- **Available data**:
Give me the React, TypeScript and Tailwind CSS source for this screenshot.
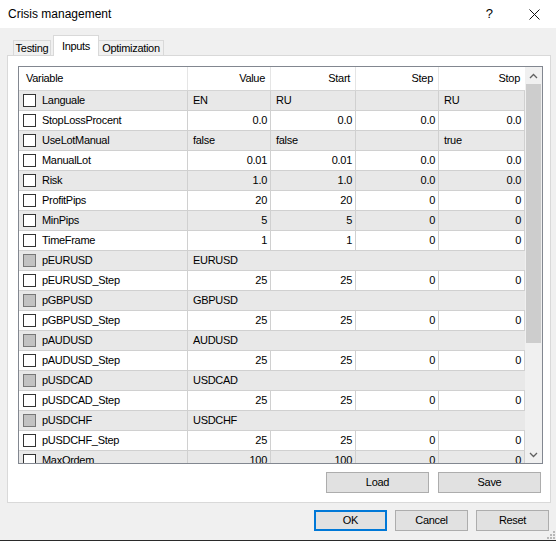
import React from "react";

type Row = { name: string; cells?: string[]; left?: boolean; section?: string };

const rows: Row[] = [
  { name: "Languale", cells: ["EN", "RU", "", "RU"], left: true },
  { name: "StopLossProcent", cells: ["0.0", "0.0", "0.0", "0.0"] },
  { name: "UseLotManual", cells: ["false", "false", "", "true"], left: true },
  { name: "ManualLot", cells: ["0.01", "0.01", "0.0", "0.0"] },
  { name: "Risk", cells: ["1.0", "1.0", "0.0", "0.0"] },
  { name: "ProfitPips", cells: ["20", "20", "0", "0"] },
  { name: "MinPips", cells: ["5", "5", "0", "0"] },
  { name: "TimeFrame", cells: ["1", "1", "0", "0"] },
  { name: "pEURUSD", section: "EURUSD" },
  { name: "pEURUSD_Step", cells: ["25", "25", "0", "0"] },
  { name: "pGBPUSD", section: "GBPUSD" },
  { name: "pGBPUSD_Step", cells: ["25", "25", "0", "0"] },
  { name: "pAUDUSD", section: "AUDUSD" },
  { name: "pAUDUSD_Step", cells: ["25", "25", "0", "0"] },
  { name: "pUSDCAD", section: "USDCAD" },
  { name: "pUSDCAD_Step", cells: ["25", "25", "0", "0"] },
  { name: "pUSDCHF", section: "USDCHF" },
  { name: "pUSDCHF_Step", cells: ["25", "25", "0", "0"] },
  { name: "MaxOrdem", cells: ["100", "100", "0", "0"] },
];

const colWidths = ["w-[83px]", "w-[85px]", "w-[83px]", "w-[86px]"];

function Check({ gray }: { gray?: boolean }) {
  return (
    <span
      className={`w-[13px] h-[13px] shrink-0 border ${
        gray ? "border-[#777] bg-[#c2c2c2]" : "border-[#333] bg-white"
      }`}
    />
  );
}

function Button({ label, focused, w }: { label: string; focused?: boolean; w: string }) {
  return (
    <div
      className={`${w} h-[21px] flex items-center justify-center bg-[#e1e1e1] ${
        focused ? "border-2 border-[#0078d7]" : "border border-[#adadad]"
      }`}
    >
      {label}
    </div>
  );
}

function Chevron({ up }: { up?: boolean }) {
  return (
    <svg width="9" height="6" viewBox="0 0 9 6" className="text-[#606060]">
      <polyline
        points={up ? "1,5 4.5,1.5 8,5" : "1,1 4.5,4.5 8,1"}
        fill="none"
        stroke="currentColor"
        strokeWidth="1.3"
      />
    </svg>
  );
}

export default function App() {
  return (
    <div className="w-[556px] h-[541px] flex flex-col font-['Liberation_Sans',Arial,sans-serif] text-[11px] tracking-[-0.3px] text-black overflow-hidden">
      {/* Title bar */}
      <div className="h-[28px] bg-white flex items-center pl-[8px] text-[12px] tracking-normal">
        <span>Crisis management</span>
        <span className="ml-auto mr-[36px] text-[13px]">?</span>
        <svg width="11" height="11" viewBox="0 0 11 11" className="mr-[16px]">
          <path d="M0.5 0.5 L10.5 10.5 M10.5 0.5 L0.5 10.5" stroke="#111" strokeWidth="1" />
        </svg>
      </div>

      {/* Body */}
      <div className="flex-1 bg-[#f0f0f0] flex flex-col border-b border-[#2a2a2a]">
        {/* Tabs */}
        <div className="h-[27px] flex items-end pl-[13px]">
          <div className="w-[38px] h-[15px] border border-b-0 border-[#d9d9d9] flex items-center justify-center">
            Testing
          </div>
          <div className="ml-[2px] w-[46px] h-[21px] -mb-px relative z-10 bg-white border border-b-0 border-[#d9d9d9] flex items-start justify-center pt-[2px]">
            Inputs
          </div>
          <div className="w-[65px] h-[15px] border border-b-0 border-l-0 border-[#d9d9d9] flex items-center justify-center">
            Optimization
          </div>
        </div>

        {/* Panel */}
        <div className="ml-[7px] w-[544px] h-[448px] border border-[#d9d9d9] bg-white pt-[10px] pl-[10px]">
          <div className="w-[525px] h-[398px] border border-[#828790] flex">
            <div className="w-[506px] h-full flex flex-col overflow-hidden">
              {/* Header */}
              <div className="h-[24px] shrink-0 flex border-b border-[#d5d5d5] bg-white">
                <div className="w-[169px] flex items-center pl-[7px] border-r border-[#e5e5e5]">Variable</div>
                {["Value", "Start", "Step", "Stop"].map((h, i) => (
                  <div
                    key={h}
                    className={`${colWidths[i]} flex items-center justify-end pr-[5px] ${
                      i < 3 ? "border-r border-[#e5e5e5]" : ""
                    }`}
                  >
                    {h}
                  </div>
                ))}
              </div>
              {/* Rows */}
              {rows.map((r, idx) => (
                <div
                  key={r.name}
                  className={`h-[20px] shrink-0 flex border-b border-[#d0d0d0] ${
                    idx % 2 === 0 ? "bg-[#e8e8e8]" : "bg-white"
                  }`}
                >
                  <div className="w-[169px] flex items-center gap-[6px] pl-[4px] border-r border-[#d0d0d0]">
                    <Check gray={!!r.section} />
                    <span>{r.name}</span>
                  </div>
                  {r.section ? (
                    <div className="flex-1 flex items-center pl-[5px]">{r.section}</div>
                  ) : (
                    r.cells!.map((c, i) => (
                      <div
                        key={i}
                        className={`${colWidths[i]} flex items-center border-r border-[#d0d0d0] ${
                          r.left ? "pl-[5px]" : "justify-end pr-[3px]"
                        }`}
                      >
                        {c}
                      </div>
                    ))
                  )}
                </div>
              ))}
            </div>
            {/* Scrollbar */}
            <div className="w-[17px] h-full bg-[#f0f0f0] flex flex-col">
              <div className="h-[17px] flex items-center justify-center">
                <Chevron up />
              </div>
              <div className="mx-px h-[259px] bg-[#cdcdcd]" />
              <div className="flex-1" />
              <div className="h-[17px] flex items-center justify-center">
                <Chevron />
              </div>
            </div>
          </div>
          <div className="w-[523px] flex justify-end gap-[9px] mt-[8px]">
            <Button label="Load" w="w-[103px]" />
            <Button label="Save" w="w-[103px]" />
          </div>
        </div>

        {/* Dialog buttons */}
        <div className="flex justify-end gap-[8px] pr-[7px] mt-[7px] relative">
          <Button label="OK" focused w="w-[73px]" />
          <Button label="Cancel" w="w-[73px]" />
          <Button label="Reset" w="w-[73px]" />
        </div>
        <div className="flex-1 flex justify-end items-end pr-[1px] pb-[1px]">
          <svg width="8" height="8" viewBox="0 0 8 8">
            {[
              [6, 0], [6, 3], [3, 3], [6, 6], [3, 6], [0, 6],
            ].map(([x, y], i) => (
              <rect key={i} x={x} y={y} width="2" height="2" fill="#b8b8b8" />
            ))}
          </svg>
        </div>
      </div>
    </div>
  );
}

- **What to produce**:
Return only the lines running from the top of the data to the line that holds "string; cells?: string[];". Include both of those lines, but skip the pictures.

- **Task response**:
Give me the React, TypeScript and Tailwind CSS source for this screenshot.
import React from "react";

type Row = { name: string; cells?: string[]; left?: boolean; section?: string };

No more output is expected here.